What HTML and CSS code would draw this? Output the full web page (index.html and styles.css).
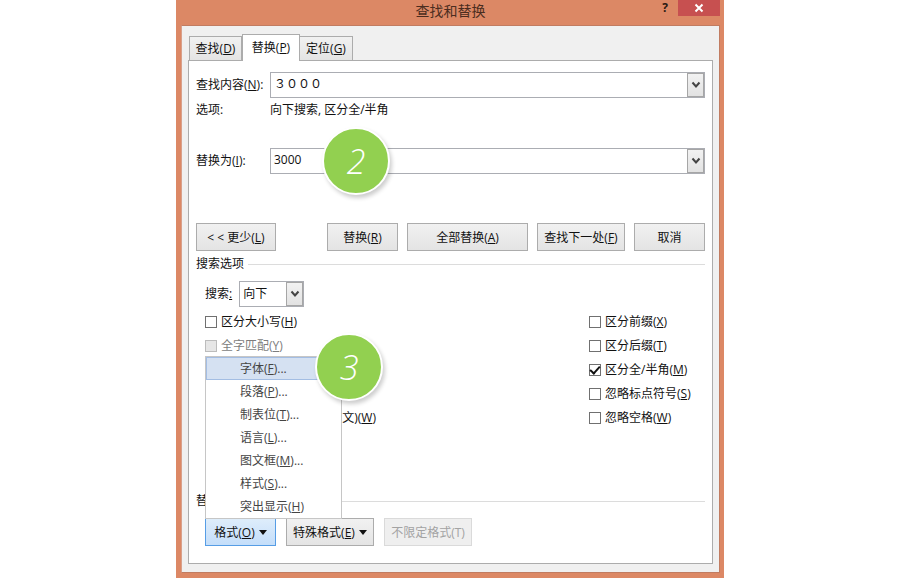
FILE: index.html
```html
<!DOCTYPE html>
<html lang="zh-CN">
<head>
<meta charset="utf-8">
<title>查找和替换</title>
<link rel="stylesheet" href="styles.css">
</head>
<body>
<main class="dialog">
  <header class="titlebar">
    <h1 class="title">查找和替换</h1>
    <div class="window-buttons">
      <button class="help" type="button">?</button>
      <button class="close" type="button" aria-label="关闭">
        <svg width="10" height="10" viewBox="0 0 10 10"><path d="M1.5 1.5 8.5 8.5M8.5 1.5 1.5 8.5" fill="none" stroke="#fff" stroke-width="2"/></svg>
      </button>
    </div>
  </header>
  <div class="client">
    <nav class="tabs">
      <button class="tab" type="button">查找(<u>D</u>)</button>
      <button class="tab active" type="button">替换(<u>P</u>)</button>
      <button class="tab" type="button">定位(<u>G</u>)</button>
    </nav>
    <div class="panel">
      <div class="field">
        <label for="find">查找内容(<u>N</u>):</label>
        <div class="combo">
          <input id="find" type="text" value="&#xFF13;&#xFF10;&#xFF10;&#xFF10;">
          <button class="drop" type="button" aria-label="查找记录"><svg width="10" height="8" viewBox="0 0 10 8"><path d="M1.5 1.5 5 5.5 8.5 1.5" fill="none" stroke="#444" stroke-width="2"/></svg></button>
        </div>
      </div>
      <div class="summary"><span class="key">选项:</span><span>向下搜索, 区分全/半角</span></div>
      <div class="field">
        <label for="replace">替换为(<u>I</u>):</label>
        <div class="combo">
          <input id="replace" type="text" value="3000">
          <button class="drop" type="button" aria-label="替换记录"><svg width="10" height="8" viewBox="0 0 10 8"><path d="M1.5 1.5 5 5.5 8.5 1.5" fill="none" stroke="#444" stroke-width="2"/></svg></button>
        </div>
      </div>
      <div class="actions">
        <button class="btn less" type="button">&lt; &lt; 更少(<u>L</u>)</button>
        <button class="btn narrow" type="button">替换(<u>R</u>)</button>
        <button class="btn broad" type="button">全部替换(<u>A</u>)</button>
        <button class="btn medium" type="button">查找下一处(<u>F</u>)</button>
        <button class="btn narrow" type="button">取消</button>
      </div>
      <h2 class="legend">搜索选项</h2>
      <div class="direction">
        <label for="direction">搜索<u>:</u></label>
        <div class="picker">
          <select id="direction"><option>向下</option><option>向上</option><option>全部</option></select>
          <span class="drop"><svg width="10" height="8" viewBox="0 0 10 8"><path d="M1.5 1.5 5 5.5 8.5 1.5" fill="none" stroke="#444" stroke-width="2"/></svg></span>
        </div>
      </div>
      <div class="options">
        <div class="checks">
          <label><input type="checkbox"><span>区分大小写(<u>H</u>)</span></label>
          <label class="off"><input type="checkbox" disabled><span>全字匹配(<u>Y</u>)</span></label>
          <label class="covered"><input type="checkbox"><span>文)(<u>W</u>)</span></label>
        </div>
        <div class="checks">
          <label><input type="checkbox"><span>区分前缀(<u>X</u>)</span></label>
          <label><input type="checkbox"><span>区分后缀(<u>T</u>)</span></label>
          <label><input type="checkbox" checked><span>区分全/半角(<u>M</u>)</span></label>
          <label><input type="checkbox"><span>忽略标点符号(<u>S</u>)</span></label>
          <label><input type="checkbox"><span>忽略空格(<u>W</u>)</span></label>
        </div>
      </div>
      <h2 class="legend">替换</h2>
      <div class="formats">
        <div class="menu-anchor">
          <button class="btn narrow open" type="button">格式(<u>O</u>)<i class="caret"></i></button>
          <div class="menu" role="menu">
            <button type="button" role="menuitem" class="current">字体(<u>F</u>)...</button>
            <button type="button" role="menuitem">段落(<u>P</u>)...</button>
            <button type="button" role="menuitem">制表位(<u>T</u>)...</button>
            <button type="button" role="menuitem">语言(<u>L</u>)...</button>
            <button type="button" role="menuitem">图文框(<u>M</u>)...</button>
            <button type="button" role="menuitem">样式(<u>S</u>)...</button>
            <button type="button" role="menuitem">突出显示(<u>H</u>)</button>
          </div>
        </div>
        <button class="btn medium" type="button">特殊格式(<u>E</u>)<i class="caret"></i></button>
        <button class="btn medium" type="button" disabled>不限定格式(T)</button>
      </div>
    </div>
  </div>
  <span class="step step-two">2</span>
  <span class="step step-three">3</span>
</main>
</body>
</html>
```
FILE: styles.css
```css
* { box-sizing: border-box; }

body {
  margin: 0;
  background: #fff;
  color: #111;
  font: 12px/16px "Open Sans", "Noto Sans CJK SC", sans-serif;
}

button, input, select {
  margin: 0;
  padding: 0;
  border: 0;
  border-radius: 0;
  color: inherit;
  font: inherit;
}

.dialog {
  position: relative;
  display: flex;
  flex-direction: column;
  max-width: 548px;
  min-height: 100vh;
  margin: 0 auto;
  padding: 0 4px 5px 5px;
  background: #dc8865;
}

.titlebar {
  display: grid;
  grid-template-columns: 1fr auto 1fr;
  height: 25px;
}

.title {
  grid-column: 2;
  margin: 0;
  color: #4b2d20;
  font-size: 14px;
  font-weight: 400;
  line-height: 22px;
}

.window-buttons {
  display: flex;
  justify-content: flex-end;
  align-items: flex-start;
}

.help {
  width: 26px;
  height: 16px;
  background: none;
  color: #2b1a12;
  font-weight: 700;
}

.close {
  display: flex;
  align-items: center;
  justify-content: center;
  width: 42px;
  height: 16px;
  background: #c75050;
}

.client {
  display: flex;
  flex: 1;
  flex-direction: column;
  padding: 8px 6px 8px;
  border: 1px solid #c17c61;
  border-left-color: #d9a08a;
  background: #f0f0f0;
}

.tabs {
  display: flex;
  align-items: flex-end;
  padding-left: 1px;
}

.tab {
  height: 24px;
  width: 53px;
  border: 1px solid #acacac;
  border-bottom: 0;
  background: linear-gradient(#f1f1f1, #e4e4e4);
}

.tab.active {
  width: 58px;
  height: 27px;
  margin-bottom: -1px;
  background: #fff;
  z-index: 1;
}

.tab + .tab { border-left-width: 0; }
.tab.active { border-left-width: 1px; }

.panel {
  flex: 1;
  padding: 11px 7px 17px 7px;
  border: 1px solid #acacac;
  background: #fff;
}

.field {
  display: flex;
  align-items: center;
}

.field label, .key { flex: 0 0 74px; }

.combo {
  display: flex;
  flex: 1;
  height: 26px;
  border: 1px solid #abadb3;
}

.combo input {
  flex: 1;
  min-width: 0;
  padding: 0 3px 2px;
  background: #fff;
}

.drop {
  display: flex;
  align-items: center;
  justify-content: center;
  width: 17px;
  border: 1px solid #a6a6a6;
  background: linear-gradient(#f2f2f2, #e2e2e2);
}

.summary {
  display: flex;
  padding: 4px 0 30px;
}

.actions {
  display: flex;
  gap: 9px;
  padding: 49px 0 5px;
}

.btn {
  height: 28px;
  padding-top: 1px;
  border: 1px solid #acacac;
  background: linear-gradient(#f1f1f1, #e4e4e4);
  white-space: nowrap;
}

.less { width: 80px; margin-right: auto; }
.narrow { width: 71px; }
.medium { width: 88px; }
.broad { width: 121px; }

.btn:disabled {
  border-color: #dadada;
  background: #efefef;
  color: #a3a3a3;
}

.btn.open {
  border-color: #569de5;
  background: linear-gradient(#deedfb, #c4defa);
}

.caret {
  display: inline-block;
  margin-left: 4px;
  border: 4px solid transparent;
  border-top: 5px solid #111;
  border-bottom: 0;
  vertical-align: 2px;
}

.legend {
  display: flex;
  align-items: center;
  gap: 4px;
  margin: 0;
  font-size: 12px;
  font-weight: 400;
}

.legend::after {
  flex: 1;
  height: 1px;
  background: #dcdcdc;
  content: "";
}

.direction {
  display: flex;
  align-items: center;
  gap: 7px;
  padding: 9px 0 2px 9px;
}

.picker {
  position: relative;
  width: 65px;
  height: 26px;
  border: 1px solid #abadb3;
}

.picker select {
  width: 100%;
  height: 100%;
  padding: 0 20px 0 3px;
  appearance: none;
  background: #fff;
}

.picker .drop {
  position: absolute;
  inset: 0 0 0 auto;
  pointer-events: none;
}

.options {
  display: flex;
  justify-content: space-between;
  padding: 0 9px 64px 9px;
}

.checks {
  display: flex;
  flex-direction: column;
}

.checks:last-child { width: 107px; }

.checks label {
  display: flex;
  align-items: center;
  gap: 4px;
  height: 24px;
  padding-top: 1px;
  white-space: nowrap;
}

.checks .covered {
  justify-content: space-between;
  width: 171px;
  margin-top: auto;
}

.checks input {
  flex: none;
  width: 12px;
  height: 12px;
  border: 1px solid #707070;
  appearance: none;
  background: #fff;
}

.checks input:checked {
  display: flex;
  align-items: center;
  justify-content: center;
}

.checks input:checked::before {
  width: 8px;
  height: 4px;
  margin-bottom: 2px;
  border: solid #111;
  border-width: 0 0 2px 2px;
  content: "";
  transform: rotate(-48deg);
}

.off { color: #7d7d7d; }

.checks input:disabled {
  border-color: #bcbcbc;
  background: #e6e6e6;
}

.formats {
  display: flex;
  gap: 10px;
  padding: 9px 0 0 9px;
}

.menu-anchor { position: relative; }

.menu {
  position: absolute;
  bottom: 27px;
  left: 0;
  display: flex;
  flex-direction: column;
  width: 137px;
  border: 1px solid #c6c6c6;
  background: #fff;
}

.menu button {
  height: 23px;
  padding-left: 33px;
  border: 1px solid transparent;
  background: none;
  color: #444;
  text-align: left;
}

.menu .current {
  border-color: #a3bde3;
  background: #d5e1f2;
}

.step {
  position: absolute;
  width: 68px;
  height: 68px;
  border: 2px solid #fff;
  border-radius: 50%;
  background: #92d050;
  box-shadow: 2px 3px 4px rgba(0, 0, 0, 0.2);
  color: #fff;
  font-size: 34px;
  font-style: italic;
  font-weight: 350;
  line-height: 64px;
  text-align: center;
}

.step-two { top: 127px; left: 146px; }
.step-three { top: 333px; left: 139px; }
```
=-=-=
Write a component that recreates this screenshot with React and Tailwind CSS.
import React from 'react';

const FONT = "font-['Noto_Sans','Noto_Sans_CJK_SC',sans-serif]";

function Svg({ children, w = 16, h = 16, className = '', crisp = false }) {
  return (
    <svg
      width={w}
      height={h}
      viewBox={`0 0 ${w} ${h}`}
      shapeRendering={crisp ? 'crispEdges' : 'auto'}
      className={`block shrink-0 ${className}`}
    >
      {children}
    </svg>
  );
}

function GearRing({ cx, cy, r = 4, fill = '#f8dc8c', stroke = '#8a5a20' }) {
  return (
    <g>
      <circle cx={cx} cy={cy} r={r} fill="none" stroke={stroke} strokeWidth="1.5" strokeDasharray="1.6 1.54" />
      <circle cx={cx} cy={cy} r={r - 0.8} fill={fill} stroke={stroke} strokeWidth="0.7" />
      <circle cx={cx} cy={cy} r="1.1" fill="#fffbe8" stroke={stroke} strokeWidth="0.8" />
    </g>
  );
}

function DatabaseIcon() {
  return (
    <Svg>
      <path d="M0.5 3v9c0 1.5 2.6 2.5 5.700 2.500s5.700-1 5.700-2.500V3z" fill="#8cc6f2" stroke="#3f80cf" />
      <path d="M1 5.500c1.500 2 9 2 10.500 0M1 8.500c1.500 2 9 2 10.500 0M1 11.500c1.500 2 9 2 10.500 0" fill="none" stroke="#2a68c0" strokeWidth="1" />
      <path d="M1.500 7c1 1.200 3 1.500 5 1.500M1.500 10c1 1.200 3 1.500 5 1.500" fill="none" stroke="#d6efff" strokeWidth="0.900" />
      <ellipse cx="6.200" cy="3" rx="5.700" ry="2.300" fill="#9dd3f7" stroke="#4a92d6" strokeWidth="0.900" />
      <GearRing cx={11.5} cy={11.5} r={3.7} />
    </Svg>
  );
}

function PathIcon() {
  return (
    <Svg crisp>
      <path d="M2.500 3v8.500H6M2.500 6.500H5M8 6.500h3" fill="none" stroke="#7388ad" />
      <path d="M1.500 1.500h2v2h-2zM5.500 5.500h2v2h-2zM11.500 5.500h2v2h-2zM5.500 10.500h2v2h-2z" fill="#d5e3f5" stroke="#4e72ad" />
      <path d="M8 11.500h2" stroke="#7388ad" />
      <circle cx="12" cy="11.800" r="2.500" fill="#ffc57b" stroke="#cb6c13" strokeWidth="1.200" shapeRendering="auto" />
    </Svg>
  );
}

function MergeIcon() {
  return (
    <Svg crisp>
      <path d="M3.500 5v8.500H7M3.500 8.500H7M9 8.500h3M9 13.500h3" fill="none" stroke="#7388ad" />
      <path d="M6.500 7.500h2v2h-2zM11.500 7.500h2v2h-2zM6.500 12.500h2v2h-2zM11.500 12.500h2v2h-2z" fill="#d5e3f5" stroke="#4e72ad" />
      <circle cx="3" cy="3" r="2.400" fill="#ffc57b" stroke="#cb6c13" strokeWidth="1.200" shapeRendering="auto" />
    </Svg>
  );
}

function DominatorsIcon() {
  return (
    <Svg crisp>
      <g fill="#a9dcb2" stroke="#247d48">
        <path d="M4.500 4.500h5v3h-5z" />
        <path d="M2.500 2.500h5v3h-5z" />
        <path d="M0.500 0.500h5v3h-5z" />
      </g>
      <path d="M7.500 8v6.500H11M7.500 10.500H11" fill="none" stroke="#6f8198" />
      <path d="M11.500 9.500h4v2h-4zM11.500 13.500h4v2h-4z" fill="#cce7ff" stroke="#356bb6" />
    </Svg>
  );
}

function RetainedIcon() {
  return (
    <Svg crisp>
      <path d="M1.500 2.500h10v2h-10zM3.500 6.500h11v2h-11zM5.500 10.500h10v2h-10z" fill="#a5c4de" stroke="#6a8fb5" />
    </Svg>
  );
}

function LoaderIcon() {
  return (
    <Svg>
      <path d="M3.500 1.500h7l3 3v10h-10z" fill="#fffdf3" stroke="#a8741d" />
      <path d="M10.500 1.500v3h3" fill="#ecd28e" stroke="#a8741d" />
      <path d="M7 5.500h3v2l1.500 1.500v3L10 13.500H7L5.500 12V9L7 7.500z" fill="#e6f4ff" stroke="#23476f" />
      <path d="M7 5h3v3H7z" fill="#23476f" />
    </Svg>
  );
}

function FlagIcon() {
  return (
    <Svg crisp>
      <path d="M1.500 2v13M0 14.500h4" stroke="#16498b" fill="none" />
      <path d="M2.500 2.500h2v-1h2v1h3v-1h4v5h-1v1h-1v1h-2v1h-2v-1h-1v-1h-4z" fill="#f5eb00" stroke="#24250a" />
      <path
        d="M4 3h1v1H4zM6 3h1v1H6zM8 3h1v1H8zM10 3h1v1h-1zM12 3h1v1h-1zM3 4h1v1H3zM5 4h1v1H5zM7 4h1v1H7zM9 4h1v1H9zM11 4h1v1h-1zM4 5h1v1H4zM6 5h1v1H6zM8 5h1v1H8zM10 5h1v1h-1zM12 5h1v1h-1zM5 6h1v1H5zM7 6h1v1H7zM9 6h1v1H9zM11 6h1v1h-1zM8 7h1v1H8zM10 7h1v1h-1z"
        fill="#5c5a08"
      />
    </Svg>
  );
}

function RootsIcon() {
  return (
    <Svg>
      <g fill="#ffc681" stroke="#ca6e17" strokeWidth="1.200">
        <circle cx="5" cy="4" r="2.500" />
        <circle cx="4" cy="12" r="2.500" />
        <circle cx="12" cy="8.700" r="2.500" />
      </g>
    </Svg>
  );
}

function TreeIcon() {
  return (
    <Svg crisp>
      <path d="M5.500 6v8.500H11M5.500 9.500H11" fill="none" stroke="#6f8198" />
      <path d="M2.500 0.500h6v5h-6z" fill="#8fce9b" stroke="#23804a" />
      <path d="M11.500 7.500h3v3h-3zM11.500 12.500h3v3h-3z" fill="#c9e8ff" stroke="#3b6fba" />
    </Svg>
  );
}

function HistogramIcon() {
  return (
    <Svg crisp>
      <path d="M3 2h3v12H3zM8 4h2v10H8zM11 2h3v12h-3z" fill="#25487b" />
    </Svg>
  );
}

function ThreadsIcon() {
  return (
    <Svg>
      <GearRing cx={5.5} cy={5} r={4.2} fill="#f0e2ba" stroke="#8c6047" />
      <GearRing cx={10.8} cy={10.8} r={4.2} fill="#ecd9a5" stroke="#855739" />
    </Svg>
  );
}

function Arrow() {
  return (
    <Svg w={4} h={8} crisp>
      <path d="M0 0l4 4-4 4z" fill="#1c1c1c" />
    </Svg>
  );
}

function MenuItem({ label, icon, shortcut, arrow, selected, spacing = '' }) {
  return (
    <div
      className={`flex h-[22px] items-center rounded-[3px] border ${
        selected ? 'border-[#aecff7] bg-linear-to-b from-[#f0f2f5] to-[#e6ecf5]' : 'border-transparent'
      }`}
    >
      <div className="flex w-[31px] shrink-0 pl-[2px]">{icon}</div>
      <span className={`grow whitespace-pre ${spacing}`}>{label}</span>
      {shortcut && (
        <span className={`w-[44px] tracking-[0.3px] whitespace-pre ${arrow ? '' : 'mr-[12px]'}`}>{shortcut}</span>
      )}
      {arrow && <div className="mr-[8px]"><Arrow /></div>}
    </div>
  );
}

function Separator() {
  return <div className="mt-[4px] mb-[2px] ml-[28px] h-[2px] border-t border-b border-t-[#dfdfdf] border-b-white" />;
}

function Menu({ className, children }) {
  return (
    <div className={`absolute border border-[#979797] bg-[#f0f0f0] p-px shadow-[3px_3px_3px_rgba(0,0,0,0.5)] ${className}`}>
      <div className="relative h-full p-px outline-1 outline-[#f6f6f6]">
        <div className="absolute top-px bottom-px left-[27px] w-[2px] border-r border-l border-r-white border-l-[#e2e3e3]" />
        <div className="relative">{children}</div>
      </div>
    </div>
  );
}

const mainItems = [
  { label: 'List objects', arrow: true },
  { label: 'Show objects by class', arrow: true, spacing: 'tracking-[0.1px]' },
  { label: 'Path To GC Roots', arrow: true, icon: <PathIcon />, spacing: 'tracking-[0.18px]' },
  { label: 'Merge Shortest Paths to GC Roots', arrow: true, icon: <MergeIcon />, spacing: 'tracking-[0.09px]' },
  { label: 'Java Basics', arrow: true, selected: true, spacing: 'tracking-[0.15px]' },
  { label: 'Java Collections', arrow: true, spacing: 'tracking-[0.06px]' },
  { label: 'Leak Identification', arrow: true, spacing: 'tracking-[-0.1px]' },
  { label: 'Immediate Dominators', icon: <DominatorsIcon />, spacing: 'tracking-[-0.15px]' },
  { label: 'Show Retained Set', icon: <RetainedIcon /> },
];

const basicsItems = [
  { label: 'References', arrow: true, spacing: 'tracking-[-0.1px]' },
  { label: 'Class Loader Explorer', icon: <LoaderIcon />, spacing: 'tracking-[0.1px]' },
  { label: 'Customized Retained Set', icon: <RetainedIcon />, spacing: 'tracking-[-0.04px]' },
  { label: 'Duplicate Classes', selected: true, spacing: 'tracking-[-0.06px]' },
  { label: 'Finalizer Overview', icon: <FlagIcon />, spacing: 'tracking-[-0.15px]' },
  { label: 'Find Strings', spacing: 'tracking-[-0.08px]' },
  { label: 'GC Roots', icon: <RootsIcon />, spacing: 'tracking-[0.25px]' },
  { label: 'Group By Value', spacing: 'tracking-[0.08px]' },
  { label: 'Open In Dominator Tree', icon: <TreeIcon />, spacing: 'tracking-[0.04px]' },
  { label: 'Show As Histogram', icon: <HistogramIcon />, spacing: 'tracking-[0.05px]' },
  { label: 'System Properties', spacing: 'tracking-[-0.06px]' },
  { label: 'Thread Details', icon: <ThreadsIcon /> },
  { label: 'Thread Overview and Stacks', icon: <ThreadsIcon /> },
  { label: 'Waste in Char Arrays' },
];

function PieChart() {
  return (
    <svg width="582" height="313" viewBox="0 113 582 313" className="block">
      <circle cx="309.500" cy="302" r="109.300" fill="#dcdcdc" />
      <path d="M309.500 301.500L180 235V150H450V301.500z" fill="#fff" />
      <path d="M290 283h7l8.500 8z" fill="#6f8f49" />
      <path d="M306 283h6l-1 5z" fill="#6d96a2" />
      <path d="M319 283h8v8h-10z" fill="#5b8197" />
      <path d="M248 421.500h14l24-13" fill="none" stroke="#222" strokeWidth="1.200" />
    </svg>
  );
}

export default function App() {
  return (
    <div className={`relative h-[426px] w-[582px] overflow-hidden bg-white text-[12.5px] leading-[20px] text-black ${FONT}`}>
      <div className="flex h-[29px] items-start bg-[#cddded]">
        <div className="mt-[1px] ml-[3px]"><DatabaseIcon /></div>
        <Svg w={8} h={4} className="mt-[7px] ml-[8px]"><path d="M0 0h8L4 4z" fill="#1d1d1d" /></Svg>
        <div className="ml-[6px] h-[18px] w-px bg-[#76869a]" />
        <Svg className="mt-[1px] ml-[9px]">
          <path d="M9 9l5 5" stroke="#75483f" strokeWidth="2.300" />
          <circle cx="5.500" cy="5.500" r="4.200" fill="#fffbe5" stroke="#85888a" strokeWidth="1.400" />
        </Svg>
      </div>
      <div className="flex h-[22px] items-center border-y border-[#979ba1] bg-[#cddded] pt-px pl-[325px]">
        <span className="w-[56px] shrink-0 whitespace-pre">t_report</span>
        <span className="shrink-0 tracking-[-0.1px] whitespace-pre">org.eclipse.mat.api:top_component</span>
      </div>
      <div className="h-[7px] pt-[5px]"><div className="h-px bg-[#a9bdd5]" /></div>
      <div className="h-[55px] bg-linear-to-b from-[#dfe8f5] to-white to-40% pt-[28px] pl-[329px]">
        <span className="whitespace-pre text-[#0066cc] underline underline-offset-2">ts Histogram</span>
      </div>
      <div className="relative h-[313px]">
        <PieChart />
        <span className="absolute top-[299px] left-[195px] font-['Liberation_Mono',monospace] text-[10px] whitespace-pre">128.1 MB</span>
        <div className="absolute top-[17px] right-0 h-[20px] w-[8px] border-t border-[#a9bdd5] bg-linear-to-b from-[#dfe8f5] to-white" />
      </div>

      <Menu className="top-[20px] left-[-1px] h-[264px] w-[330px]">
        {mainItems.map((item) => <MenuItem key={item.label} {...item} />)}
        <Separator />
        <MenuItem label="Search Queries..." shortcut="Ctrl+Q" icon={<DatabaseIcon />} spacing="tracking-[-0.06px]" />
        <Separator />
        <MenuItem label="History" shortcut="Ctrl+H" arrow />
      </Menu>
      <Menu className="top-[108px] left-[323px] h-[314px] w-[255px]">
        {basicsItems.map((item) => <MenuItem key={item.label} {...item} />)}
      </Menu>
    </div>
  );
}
=-=-=
▶ **Task requirements**:
Lines that hold "styles" are the ones to copy; find all of them.

▶ **Solved exercise**:
What HTML and CSS code would draw this? Output the full web page (index.html and styles.css).
<link rel="stylesheet" href="styles.css">
FILE: styles.css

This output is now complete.